Dickinson is, of course, Iron Maiden’s frontman. He has been—with a little break in the ’90s—since 1981. His first record with Maiden, 1982’s ‘The Number of the Beast’, still frequently tops polls whenever anyone asks metalheads for their lists of ‘Greatest Metal Albums Of All Time’. At least two or three (or four or five if you ask me) other albums that Maiden have recorded with Dickinson often vie with ‘The Number of the Beast’ for that spot. ‘The Number of the Beast’ itself contains one song—the at turns haunting and blistering ‘Hallowed Be Thy Name’—that more often than many other tunes occupies pole position whenever someone asks what the greatest metal song of all time is. As well as recording and releasing an all-time great metal album in almost every single year of the ’80s, Dickinson and Maiden also mounted the most impressive musical comeback of all time at the turn of the millennium, returning from the relative wilderness to begin a ‘late’ career streak of brilliance that continues to this day and that rivals their untouchable heyday several decades ago.

It’s from one of those comeback albums that the song at the heart of this piece comes.

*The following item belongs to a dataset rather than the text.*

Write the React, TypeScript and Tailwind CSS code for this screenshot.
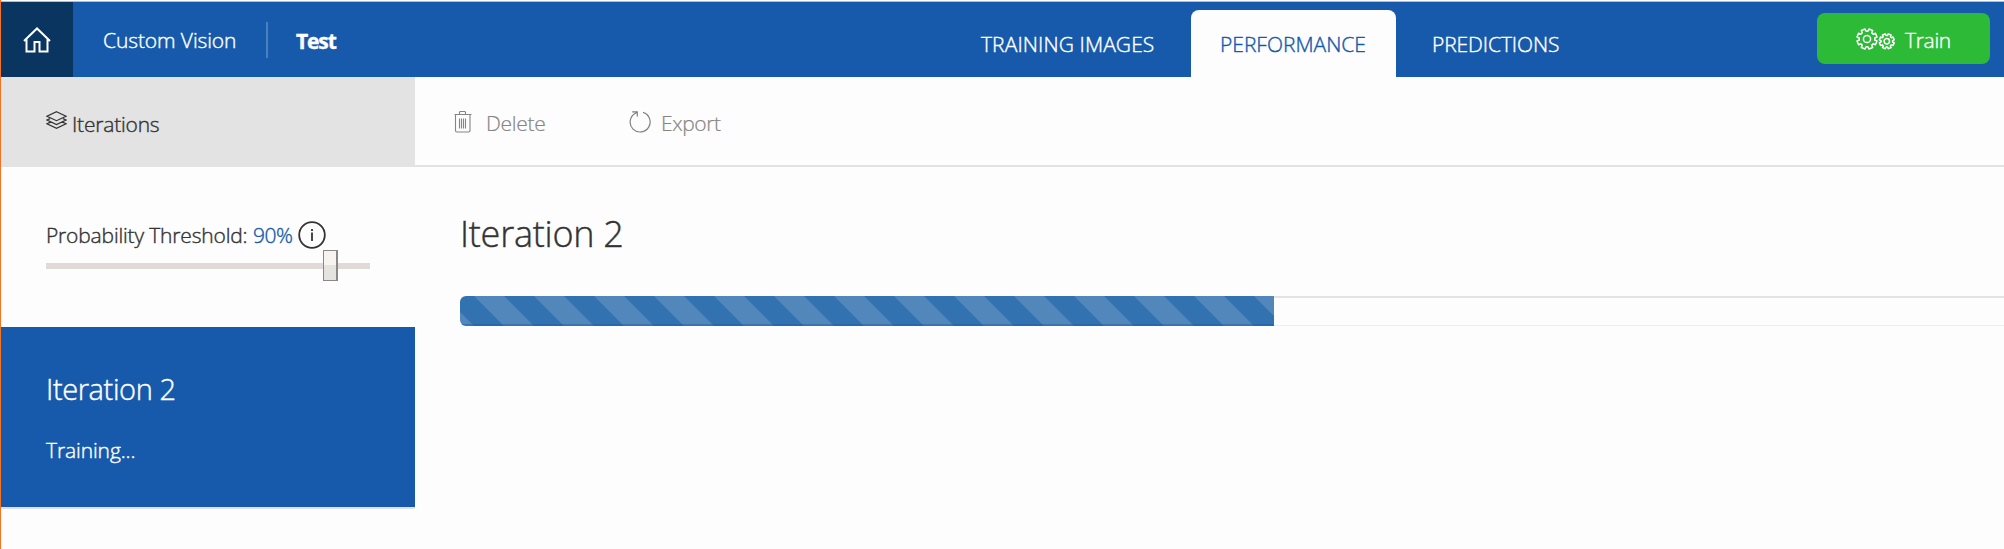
import type { ReactNode } from "react";

function HomeIcon() {
  return (
    <svg className="h-[26px] w-[28px]" viewBox="0 0 28 26" fill="none" stroke="#fff" strokeWidth="2">
      <path d="M1 14 14 1.5 27 14M3.5 12V24.5H11.5V15H16.5V24.5H24.5V12" />
    </svg>
  );
}

function LayersIcon() {
  return (
    <svg className="-mt-[4px] h-[18px] w-[21px]" viewBox="0 0 21 18" fill="none" stroke="#333" strokeWidth="1.2">
      <path d="M10.5 .7 20 5.2 10.5 9.7 1 5.2ZM4 7.6 1 9 10.5 13.5 20 9 17 7.6M4 11.4 1 12.8 10.5 17.3 20 12.8 17 11.4" />
    </svg>
  );
}

function TrashIcon() {
  return (
    <svg className="mt-px h-[22px] w-[18px]" viewBox="0 0 18 22" fill="none" stroke="#858585" strokeWidth="1.1">
      <path d="M.5 3.5H17.5M5.5 3.5V1.5Q5.5 .5 6.5 .5H10.5Q11.5 .5 11.5 1.5V3.5M1.5 3.5V19.5Q1.5 21 3 21H14.5Q16 21 16 19.5V3.5M5.5 7.5V17.5M7.5 7.5V17.5M9.5 7.5V17.5M11.5 7.5V17.5" />
    </svg>
  );
}

function RefreshIcon() {
  return (
    <svg className="mt-px h-[22px] w-[22px]" viewBox="0 0 22 22" fill="none" stroke="#808080" strokeWidth="1.2">
      <path d="M14 1.4A10 10 0 1 1 6 2.4L8 1.2M3.2 .8H8.3V5.6" />
    </svg>
  );
}

function gearPath(c: number, outer: number, inner: number) {
  const points: string[] = [];
  const step = Math.PI / 4;
  for (let i = 0; i < 8; i++) {
    const a = (i + 0.5) * step;
    [
      [-0.27, inner],
      [-0.2, outer],
      [0.2, outer],
      [0.27, inner],
    ].forEach(([d, r]) => points.push(`${(c + r * Math.cos(a + d)).toFixed(2)} ${(c + r * Math.sin(a + d)).toFixed(2)}`));
  }
  return `M${points.join("L")}Z`;
}

function GearsIcon() {
  return (
    <svg className="h-[22px] w-[39px]" viewBox="0 0 39 22" fill="none" stroke="#fff" strokeWidth="1.5" strokeLinejoin="round">
      <path d={gearPath(11, 10.2, 7.8)} />
      <circle cx="11" cy="11" r="3.6" />
      <g transform="translate(22.8 5.3)">
        <path d={gearPath(8, 7.6, 5.8)} />
        <circle cx="8" cy="8" r="2.7" />
      </g>
    </svg>
  );
}

function Tab({ children, className }: { children: ReactNode; className: string }) {
  return <div className={`flex h-[67px] items-center whitespace-nowrap rounded-t-lg ${className}`}>{children}</div>;
}

export default function App() {
  return (
    <div className="flex h-[549px] w-[2004px] flex-col overflow-hidden border-l border-[#f57324] bg-[#fdfdfd] font-['Open_Sans',sans-serif] text-[21px] font-light leading-[28px] tracking-[-0.1px] text-[#333] [-webkit-text-stroke:0.4px]">
      <div className="h-px shrink-0 bg-[#fdfdfd]" />
      <div className="h-px shrink-0 bg-[#b9bcc0]" />
      <header className="flex h-[75px] shrink-0 bg-[#175aab] text-white">
        <div className="flex w-[72px] items-center justify-center bg-[#0a3561]">
          <HomeIcon />
        </div>
        <div className="flex w-[193px] items-center pl-[30px]">
          <span className="whitespace-nowrap">Custom Vision</span>
        </div>
        <div className="mt-[20px] h-[36px] w-[2px] bg-[#4a80c0]" />
        <div className="flex w-[684px] items-center pl-[28px] pt-[2px] font-bold tracking-[-1.1px]">Test</div>
        <nav className="flex items-end">
          <Tab className="w-[239px] pl-[29px] tracking-[0.1px]">TRAINING IMAGES</Tab>
          <Tab className="w-[205px] bg-[#fdfdfd] pl-[29px] tracking-[0px] text-[#175aab]">PERFORMANCE</Tab>
          <Tab className="w-[200px] pl-[36px]">PREDICTIONS</Tab>
        </nav>
        <div className="ml-auto flex items-center pb-[2px] pr-[14px]">
          <button className="flex h-[51px] w-[173px] items-center rounded-lg bg-[#2cba37] pl-[39px]">
            <GearsIcon />
            <span className="ml-[10px] pt-[2px] tracking-[-0.3px]">Train</span>
          </button>
        </div>
      </header>
      <div className="flex min-h-0 flex-1">
        <aside className="w-[414px] shrink-0">
          <div className="flex h-[90px] items-center bg-[#e3e3e3] pl-[45px]">
            <LayersIcon />
            <span className="ml-[5px] pt-[3px] tracking-[-0.2px]">Iterations</span>
          </div>
          <div className="h-[160px] pl-[45px] pt-[53px]">
            <div className="flex h-[30px] items-center whitespace-nowrap">
              <span className="w-[201px] tracking-[-0.17px]">Probability Threshold:</span>
              <span className="ml-[6px] w-[42px] tracking-[-0.5px] text-[#175aab]">90%</span>
              <svg className="ml-[3px] h-[28px] w-[28px]" viewBox="0 0 28 28" fill="none" stroke="#333" strokeWidth="1.8">
                <circle cx="14" cy="14" r="12.8" />
                <path d="M14 11.5V20M14 8V10" />
              </svg>
            </div>
            <div className="flex h-[31px] w-[324px] items-center">
              <div className="h-[6px] w-[277px] bg-[#e1dad7]" />
              <div className="h-[31px] w-[15px] border border-r-2 border-[#8a8886] bg-linear-to-b from-[#f7f3ee] from-50% to-[#e4e3e0] to-50%" />
              <div className="h-[6px] flex-1 bg-[#e1dad7]" />
            </div>
          </div>
          <div className="h-[182px] border-b-2 border-[#e0e0e0] bg-[#175aab] pl-[45px] pt-[42px] text-white">
            <div className="text-[29px] leading-[40px] tracking-[-0.4px]">Iteration 2</div>
            <div className="mt-[27px]">Training...</div>
          </div>
        </aside>
        <main className="min-w-0 flex-1">
          <div className="flex h-[90px] items-center border-b-2 border-[#e3e3e3] pl-[39px] text-[#858585] [-webkit-text-stroke:0.2px]">
            <TrashIcon />
            <span className="ml-[14px] w-[143px] pt-[4px] tracking-[-0.3px]">Delete</span>
            <RefreshIcon />
            <span className="ml-[10px] pt-[4px] tracking-[-0.4px]">Export</span>
          </div>
          <div className="pl-[45px] pt-[42px]">
            <h1 className="text-[36px] leading-[50px] tracking-[-0.25px]">Iteration 2</h1>
            <div className="mt-[37px] flex h-[30px] overflow-hidden">
              <svg className="h-[30px] w-[814px] shrink-0 rounded-l-md" viewBox="0 0 814 30">
                <defs>
                  <pattern id="stripes" width="60" height="30" x="-1" y="0" patternUnits="userSpaceOnUse">
                    <rect width="60" height="30" fill="#3272b1" />
                    <path d="M15 0H45L75 30H45ZM-45 0H-15L15 30H-15Z" fill="#5187bb" />
                  </pattern>
                </defs>
                <rect width="814" height="30" fill="url(#stripes)" />
                <rect y="28" width="814" height="2" fill="#175aab" opacity=".4" />
              </svg>
              <div className="flex-1 border-b border-t-2 border-b-[#eeeeee] border-t-[#e3e3e3]" />
            </div>
          </div>
        </main>
      </div>
    </div>
  );
}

Oddly enough, it’s the album from that era that took me the longest to love. Maiden’s latter-day records can be a lot denser than their earlier work, containing material that it takes significantly more investment on part of the listener to get into than the immediacy of something like ‘The Trooper’ or ‘2 Minutes to Midnight’. The post-millennium songs (and albums) are, in general, longer, proggier, more challenging. I absolutely adore both flavours of Maiden, so in some ways it’s funny to me to consider how long it took me to fully appreciate their 2010 album, ‘The Final Frontier’. I bought it as soon as it came out, but for some reason I can’t conceive of now, I only listened to it a few times before putting it away and largely forgetting about it for a good few years. The aforementioned density doesn’t really explain it, as I fell in love with 2006’s dark and foreboding ‘A Matter of Life and Death’ immediately.

Whatever the reason, it’s the end result that matters: These days I listen to ‘The Final Frontier’ all the time, and I cannot get enough of it (‘When the Wild Wind Blows’ is never far away from my thoughts when I think of the best Maiden tunes of all time).

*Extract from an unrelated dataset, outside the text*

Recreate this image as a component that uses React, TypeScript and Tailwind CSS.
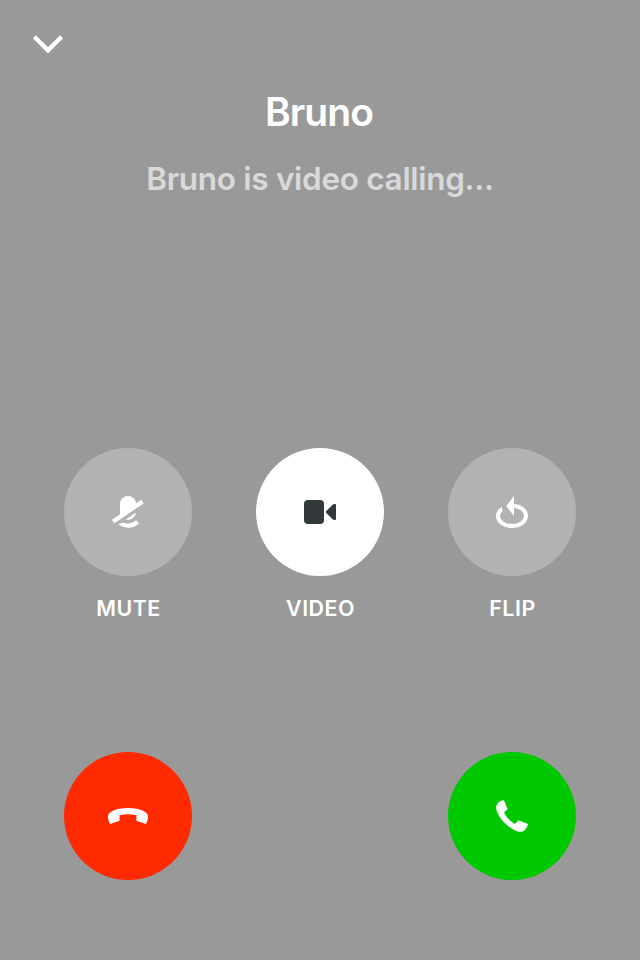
import type { ReactNode } from "react";

function Icon({ children }: { children: ReactNode }) {
  return (
    <svg width="60" height="60" viewBox="0 0 60 60" fill="currentColor" aria-hidden="true">
      {children}
    </svg>
  );
}

function MuteIcon() {
  return (
    <Icon>
      <path d="M22 35V22a8 8 0 0 1 16 0v1.3L22 35Z" />
      <path d="M13.9 37.7 43.3 17.8l2.4 3.6-29.4 19.9Z" />
      <path d="M27.8 37.4 38 30.6a8 8 0 0 1-10.2 6.8Z" />
      <path d="M20.4 42.8 24.2 40.4Q31.8 43.5 38.2 38.3L41.3 41.4Q31.6 49.4 20.4 42.8Z" />
    </Icon>
  );
}

function VideoIcon() {
  return (
    <Icon>
      <rect x="14" y="18" width="20" height="24" rx="4" />
      <path d="M36.5 28.8 42.7 22.7Q43.4 22 44.4 22H45Q46 22 46 23V37Q46 38 45 38H44.4Q43.4 38 42.7 37.3L36.5 31.2Q35.3 30 36.5 28.8Z" />
    </Icon>
  );
}

function FlipIcon() {
  return (
    <Icon>
      <path
        d="M19.6 27.3C17.2 29 16 31.3 16 34c0 5.5 6.3 10 14 10s14-4.5 14-10-5.3-9.8-12.5-10"
        fill="none"
        stroke="currentColor"
        strokeWidth="4"
      />
      <path d="M24.2 24 32 14V34Z" />
      <path d="M20 24.6V30L16 29Z" />
    </Icon>
  );
}

function DeclineIcon() {
  return (
    <Icon>
      <path d="M12 38C10.7 35.5 9.7 32 10 29.8 10.5 25.5 19.5 22 30 22s19.5 3.5 20 7.8C50.3 32 49.3 35.5 48 38L38.4 34.8V29.3Q30 27.1 21.6 29.3V34.8Z" />
    </Icon>
  );
}

function AcceptIcon() {
  return (
    <Icon>
      <path d="M21.8 14 25.6 22.9 22 26.4Q25.2 33.4 32.8 38.1L36.7 34.3 46 38.1C45.5 40.5 44 43.3 42.2 44.7 40.2 46.1 37.6 46.1 35.1 45.2 26 42 17 32.8 14.5 24 13.9 21.8 13.9 19.8 15.2 17.9 16.6 15.8 19.2 14.4 21.8 14Z" />
    </Icon>
  );
}

function RoundButton({ label, className, children }: { label: string; className: string; children: ReactNode }) {
  return (
    <button aria-label={label} className={`flex size-32 items-center justify-center rounded-full ${className}`}>
      {children}
    </button>
  );
}

function Control({ label, className, children }: { label: string; className: string; children: ReactNode }) {
  return (
    <div className="flex w-32 flex-col items-center">
      <RoundButton label={label} className={className}>{children}</RoundButton>
      <span className="mt-4 pl-px text-[21.4px] leading-8 font-semibold tracking-[0.5px]">{label}</span>
    </div>
  );
}

export default function App() {
  return (
    <main className="flex h-[960px] w-[640px] flex-col overflow-hidden bg-[#999999] font-['Inter',sans-serif] text-white">
      <header className="flex h-[88px] items-start pt-7 pl-8">
        <svg width="32" height="32" viewBox="0 0 32 32" fill="none" aria-label="Minimize">
          <path d="m2.4 8.7 13.6 13.6L29.6 8.7" stroke="currentColor" strokeWidth="4.4" />
        </svg>
      </header>
      <section className="flex h-[360px] flex-col items-center">
        <h1 className="pr-[2px] text-[39px] leading-[48px] font-semibold tracking-[-0.9px]">Bruno</h1>
        <p className="mt-[23px] text-[31.5px] leading-10 font-semibold tracking-[-0.3px] text-[#d9d9d9]">
          Bruno is video calling...
        </p>
      </section>
      <section className="flex justify-between px-16">
        <Control label="MUTE" className="bg-[#b2b2b2]"><MuteIcon /></Control>
        <Control label="VIDEO" className="bg-white text-[#33383b]"><VideoIcon /></Control>
        <Control label="FLIP" className="bg-[#b2b2b2]"><FlipIcon /></Control>
      </section>
      <section className="mt-32 flex justify-between px-16">
        <RoundButton label="Decline" className="bg-[#ff2a00]"><DeclineIcon /></RoundButton>
        <RoundButton label="Accept" className="bg-[#00c800]"><AcceptIcon /></RoundButton>
      </section>
    </main>
  );
}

And the song that unlocked the album for me—the one that I heard one day and just my mind blown open—is called ‘The Talisman’.

Eighth track out of ten, ‘The Talisman’ comes late in the record. It starts, as many longer Maiden songs do, with a quiet, atmospheric intro. Co-written with Maiden mastermind Steve Harris by guitarist Janick Gers, ‘The Talisman’ calls to mind Maiden’s 13-minute classic ‘Rime of the Ancient Mariner’ by telling a tale of a ship crew beset by misfortune—in this case a harrowing storm:

‘Riding the waves and the storm is upon us
The winds lash the sails
But the ropes keep them tight
Off in the distance a dark cloud approaching
None could imagine what there was to come’

As the quiet, acoustic intro that sets the scene ends, ‘The Talisman’ explodes into a musical fury that rivals any of Maiden’s youth, a blistering pace and an incredible performance by Dickinson evoking the storm at the heart of the story.

As mighty as the recorded version is, however, it’s a live performance of ‘The Talisman’ that truly captures the power of the band and its insanely skilled singer.

Recorded one night on April 10th at the Estadio Nacional in Santiago, Chile, this live rendition of ‘The Talisman’ is quite simply one of the most impressive vocal showcases in metal. Every single time I watch it, I find my jaw hanging slack in awe. It’s Poseidon’s rage bottled. On stage, Bruce Dickinson is famous for his high energy antics. He runs and leaps and goads the crowd like the master showman that he is. It’s a testament to the throat-and-lung shredding difficulty of ‘The Talisman’ that in this performance he does none of that. All Dickinson does here is he plants himself, and he belts. Legs wide in a power stance that grounds him to the spot, drawing up the power from the earth, eyes closed in unwavering focus, he belts like an absolute motherfuc*er, reminding you just why he earned the nickname ‘the Air Raid Siren’ decades ago—and why the name still applies. Happy Birthday, Bruce, you ludicrous beast of a vocalist.